Moro na aldeia. Pensando bem
sempre morei na aldeia. Não esta onde agora estou mas outra ou outras.
Não são todas iguais. Mas
todas têm vizinhos.
Os vizinhos também não são
todos iguais. Sempre me dei bem com todos fossem de uma aldeia ou de outra. Mas
isto também não é fácil e não é para todos. Há que manter uma filosofia de vida
que, penso, tenha necessidade do equilíbrio.

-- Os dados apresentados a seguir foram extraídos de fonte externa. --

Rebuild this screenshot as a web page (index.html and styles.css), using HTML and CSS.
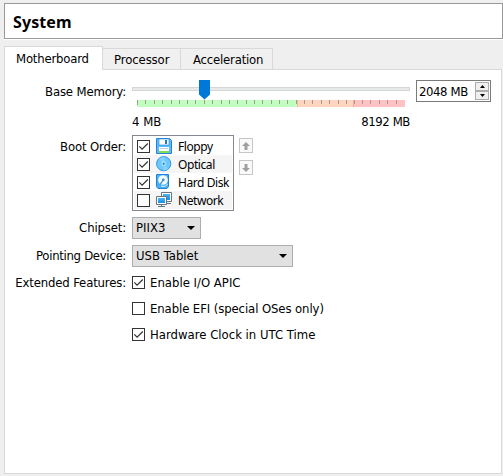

A vizinha que nos vem, já de
noite, pedir uma perninha de salsa. Outra que espreita por detrás da cortina
como se estivesse invisível. Há as que, porque o menino deu uma volta de
bicicleta, tirou o vaso das flores do lugar. Há as que ralham por tudo e por
nada.
É a aldeia onde tudo se sabe.
O galo canta de manhã cedo
quando o padeiro deixa pendurado num prego na porta, o pão do dia. As ovelhas
que saem da corte para o pasto com o pastor de cajado na mão. Elas seguem já
com o caminho sabido de tanto calcorrear. O pastor leva-as com um palavrão
deitado ao ar como se elas o entendessem. O cão é o companheiro da jornada
tanto do pastor como das ovelhas. Lá andam pelo mato a tasquinhar as pontas das
ervas verdes. No fundo do saco de linhagem vai o almoço dos dois: pastor e cão.
Broa, um naco de chouriço, uma garrafa de vinho.
Quando cai a noite, as ovelhas
e pastor regressam a casa, fartas e de barriga cheia.
A vizinha aproveita e com o
ouvido alerta, escuta o que se passa em casa da outra vizinha. Interessada em
saber se o homem da casa já chegou ou se vinha com um copo a mais.
Na cidade ou na vila estas
situações ou não se passam ou também ninguém dá conta delas.
Na aldeia não é assim. Quase
todos pertencem à mesma família mesmo os que não são, passaram a
considerarem-se como tal.
São primos ou compadres.
Na aldeia as raparigas ou os
rapazes casam e ficam a viver perto dos pais. É um hábito antigo, que se vai
perdendo com o tempo.
Semeia-se o grão e este
germina até à colheita. Sempre em vigilância permanente dos donos. Na colheita
quase todos colaboram. Lembro-me das descamisadas do milho feitas na eira. Toda
a gente ajudava. Quando a espiga vermelha aparecia era um abraço, de quem a
encontrava, a todos os presentes. Um rapaz, ou até a rapariga, espertos,
levavam uma dessas espigas no bolso para ir dar o abraço da “praxe”.
As debulhas também eram uma
festa semelhante. Todos os vizinhos se reuniam em constante ajuda. No fim e
para “rematar” as colheitas fazia-se o bailarico. A eira que serviu para a
descamisada ou debulha era transformada em sala de baile. As saias rodopiavam
enquanto elas se perdiam nos braços do rapaz, namorado ou não. Tudo isto
supervisionado pelas mães atentas, ou não, na conversa com a comadre.
Era ali que numa conversa dita
inocente entre elas que saiam as novidades. Tudo era, ou ainda é, esmiuçado até
à medula.
Os homens entretinham-se na
taberna improvisada numa mesa com toalha de plástico, “manhosa” dos pingos de
vinho caídos dos copos cheios, atravessados aqui e ali pelo palavrão dito para
se afirmar de entre os outros homens.
Conversa de comadres é outra.
__ Sabias que a Joaquina
namora com o Fernando?
__ Eu não! Fingia- se admirada,
quando já estava fartinha de saber.
A outra sem querer ficar sem
uma novidadezinha ripostava:
__ A Francelina apareceu de “
barriga”. Sabes quem é o pai? Ela nem namora!
__ Não sei, não!
A aldeia é mesmo assim. Podem
mudar as pessoas, adquirir outros hábitos mas no fundo, nada muda.